Provided data:
━━━━
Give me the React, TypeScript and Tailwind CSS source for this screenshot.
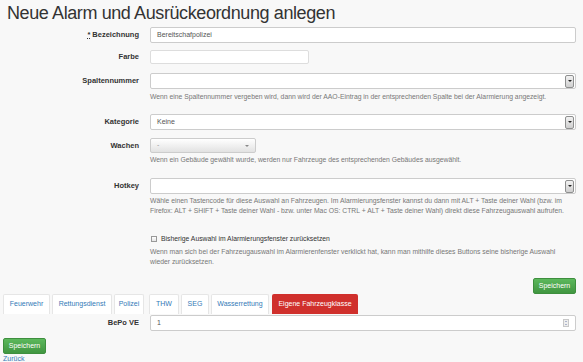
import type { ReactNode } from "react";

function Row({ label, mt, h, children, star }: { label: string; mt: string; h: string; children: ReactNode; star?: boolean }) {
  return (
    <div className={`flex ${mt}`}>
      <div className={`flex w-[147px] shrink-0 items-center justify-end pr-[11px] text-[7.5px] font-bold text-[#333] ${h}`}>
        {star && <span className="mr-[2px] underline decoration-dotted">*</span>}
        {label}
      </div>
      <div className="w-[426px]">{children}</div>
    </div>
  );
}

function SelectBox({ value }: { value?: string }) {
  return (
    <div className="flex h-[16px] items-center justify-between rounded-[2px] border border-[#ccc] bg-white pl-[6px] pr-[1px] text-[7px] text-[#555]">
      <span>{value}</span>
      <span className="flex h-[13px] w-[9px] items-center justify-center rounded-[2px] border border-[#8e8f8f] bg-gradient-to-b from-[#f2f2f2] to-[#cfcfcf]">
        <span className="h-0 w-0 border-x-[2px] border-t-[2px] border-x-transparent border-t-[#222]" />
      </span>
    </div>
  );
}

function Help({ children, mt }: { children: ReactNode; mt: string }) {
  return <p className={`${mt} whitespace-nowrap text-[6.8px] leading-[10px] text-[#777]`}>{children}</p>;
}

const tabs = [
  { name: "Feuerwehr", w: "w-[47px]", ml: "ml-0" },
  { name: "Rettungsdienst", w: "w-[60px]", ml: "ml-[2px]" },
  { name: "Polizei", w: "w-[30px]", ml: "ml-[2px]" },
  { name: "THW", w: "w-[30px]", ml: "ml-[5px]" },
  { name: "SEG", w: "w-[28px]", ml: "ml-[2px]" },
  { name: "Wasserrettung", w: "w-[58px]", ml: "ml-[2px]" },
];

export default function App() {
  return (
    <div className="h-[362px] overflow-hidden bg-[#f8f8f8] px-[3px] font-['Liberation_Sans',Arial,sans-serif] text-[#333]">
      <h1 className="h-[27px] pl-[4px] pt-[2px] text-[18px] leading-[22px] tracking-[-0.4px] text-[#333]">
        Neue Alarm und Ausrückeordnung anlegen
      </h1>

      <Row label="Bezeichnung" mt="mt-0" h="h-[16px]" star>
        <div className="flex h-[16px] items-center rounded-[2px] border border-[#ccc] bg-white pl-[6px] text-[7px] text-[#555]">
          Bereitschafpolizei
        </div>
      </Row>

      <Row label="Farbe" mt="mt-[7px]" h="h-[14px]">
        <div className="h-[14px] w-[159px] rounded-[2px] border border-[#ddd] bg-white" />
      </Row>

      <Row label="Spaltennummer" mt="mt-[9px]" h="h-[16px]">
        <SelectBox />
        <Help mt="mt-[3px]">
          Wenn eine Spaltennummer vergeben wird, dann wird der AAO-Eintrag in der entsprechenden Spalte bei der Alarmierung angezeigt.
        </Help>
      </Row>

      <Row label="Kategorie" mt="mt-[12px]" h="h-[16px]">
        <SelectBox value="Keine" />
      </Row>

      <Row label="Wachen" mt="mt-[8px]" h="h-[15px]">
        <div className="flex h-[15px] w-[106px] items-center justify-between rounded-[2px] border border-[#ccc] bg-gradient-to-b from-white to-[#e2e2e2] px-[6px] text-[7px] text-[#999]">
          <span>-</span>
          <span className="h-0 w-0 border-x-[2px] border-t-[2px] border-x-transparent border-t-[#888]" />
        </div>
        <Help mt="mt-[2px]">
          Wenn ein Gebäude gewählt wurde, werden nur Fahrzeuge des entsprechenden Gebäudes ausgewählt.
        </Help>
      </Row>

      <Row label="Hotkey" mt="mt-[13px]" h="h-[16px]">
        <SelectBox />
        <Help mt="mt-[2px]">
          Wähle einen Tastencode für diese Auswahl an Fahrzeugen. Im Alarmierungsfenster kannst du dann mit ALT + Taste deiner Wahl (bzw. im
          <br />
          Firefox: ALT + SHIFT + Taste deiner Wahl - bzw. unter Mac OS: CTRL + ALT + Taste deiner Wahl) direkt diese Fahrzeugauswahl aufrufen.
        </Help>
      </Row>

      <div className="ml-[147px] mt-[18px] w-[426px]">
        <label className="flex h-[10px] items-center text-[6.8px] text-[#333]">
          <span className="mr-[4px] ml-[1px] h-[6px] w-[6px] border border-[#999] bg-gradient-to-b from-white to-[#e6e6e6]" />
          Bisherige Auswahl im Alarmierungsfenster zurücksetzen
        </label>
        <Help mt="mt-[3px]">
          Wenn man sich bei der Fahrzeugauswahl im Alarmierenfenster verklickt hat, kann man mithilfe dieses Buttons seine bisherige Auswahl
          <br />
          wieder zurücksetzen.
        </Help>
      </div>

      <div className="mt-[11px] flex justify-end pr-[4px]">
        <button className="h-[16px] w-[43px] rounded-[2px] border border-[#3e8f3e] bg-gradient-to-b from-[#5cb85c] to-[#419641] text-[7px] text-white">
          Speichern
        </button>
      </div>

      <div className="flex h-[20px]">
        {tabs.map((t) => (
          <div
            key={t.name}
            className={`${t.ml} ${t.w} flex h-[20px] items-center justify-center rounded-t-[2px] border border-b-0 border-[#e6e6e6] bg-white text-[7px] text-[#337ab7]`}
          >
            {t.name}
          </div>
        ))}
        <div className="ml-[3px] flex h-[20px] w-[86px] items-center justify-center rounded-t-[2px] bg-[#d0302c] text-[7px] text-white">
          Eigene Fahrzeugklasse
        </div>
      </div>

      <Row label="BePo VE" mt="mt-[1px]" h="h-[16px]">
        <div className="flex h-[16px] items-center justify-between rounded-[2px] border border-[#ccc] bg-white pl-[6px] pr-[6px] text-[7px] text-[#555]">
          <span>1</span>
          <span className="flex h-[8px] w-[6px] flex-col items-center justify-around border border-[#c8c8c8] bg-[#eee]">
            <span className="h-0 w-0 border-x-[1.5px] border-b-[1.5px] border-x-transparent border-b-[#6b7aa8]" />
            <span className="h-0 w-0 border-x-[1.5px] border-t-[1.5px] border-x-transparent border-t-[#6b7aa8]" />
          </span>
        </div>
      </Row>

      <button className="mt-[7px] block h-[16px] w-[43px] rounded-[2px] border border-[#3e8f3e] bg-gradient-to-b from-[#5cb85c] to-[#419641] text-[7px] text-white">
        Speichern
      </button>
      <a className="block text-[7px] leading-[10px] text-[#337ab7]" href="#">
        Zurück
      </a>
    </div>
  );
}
━━━━
Task goal: Your task is to reproduce all of the material exactly. The pictures stay out.

Solved problem:
Give me the React, TypeScript and Tailwind CSS source for this screenshot.
import type { ReactNode } from "react";

function Row({ label, mt, h, children, star }: { label: string; mt: string; h: string; children: ReactNode; star?: boolean }) {
  return (
    <div className={`flex ${mt}`}>
      <div className={`flex w-[147px] shrink-0 items-center justify-end pr-[11px] text-[7.5px] font-bold text-[#333] ${h}`}>
        {star && <span className="mr-[2px] underline decoration-dotted">*</span>}
        {label}
      </div>
      <div className="w-[426px]">{children}</div>
    </div>
  );
}

function SelectBox({ value }: { value?: string }) {
  return (
    <div className="flex h-[16px] items-center justify-between rounded-[2px] border border-[#ccc] bg-white pl-[6px] pr-[1px] text-[7px] text-[#555]">
      <span>{value}</span>
      <span className="flex h-[13px] w-[9px] items-center justify-center rounded-[2px] border border-[#8e8f8f] bg-gradient-to-b from-[#f2f2f2] to-[#cfcfcf]">
        <span className="h-0 w-0 border-x-[2px] border-t-[2px] border-x-transparent border-t-[#222]" />
      </span>
    </div>
  );
}

function Help({ children, mt }: { children: ReactNode; mt: string }) {
  return <p className={`${mt} whitespace-nowrap text-[6.8px] leading-[10px] text-[#777]`}>{children}</p>;
}

const tabs = [
  { name: "Feuerwehr", w: "w-[47px]", ml: "ml-0" },
  { name: "Rettungsdienst", w: "w-[60px]", ml: "ml-[2px]" },
  { name: "Polizei", w: "w-[30px]", ml: "ml-[2px]" },
  { name: "THW", w: "w-[30px]", ml: "ml-[5px]" },
  { name: "SEG", w: "w-[28px]", ml: "ml-[2px]" },
  { name: "Wasserrettung", w: "w-[58px]", ml: "ml-[2px]" },
];

export default function App() {
  return (
    <div className="h-[362px] overflow-hidden bg-[#f8f8f8] px-[3px] font-['Liberation_Sans',Arial,sans-serif] text-[#333]">
      <h1 className="h-[27px] pl-[4px] pt-[2px] text-[18px] leading-[22px] tracking-[-0.4px] text-[#333]">
        Neue Alarm und Ausrückeordnung anlegen
      </h1>

      <Row label="Bezeichnung" mt="mt-0" h="h-[16px]" star>
        <div className="flex h-[16px] items-center rounded-[2px] border border-[#ccc] bg-white pl-[6px] text-[7px] text-[#555]">
          Bereitschafpolizei
        </div>
      </Row>

      <Row label="Farbe" mt="mt-[7px]" h="h-[14px]">
        <div className="h-[14px] w-[159px] rounded-[2px] border border-[#ddd] bg-white" />
      </Row>

      <Row label="Spaltennummer" mt="mt-[9px]" h="h-[16px]">
        <SelectBox />
        <Help mt="mt-[3px]">
          Wenn eine Spaltennummer vergeben wird, dann wird der AAO-Eintrag in der entsprechenden Spalte bei der Alarmierung angezeigt.
        </Help>
      </Row>

      <Row label="Kategorie" mt="mt-[12px]" h="h-[16px]">
        <SelectBox value="Keine" />
      </Row>

      <Row label="Wachen" mt="mt-[8px]" h="h-[15px]">
        <div className="flex h-[15px] w-[106px] items-center justify-between rounded-[2px] border border-[#ccc] bg-gradient-to-b from-white to-[#e2e2e2] px-[6px] text-[7px] text-[#999]">
          <span>-</span>
          <span className="h-0 w-0 border-x-[2px] border-t-[2px] border-x-transparent border-t-[#888]" />
        </div>
        <Help mt="mt-[2px]">
          Wenn ein Gebäude gewählt wurde, werden nur Fahrzeuge des entsprechenden Gebäudes ausgewählt.
        </Help>
      </Row>

      <Row label="Hotkey" mt="mt-[13px]" h="h-[16px]">
        <SelectBox />
        <Help mt="mt-[2px]">
          Wähle einen Tastencode für diese Auswahl an Fahrzeugen. Im Alarmierungsfenster kannst du dann mit ALT + Taste deiner Wahl (bzw. im
          <br />
          Firefox: ALT + SHIFT + Taste deiner Wahl - bzw. unter Mac OS: CTRL + ALT + Taste deiner Wahl) direkt diese Fahrzeugauswahl aufrufen.
        </Help>
      </Row>

      <div className="ml-[147px] mt-[18px] w-[426px]">
        <label className="flex h-[10px] items-center text-[6.8px] text-[#333]">
          <span className="mr-[4px] ml-[1px] h-[6px] w-[6px] border border-[#999] bg-gradient-to-b from-white to-[#e6e6e6]" />
          Bisherige Auswahl im Alarmierungsfenster zurücksetzen
        </label>
        <Help mt="mt-[3px]">
          Wenn man sich bei der Fahrzeugauswahl im Alarmierenfenster verklickt hat, kann man mithilfe dieses Buttons seine bisherige Auswahl
          <br />
          wieder zurücksetzen.
        </Help>
      </div>

      <div className="mt-[11px] flex justify-end pr-[4px]">
        <button className="h-[16px] w-[43px] rounded-[2px] border border-[#3e8f3e] bg-gradient-to-b from-[#5cb85c] to-[#419641] text-[7px] text-white">
          Speichern
        </button>
      </div>

      <div className="flex h-[20px]">
        {tabs.map((t) => (
          <div
            key={t.name}
            className={`${t.ml} ${t.w} flex h-[20px] items-center justify-center rounded-t-[2px] border border-b-0 border-[#e6e6e6] bg-white text-[7px] text-[#337ab7]`}
          >
            {t.name}
          </div>
        ))}
        <div className="ml-[3px] flex h-[20px] w-[86px] items-center justify-center rounded-t-[2px] bg-[#d0302c] text-[7px] text-white">
          Eigene Fahrzeugklasse
        </div>
      </div>

      <Row label="BePo VE" mt="mt-[1px]" h="h-[16px]">
        <div className="flex h-[16px] items-center justify-between rounded-[2px] border border-[#ccc] bg-white pl-[6px] pr-[6px] text-[7px] text-[#555]">
          <span>1</span>
          <span className="flex h-[8px] w-[6px] flex-col items-center justify-around border border-[#c8c8c8] bg-[#eee]">
            <span className="h-0 w-0 border-x-[1.5px] border-b-[1.5px] border-x-transparent border-b-[#6b7aa8]" />
            <span className="h-0 w-0 border-x-[1.5px] border-t-[1.5px] border-x-transparent border-t-[#6b7aa8]" />
          </span>
        </div>
      </Row>

      <button className="mt-[7px] block h-[16px] w-[43px] rounded-[2px] border border-[#3e8f3e] bg-gradient-to-b from-[#5cb85c] to-[#419641] text-[7px] text-white">
        Speichern
      </button>
      <a className="block text-[7px] leading-[10px] text-[#337ab7]" href="#">
        Zurück
      </a>
    </div>
  );
}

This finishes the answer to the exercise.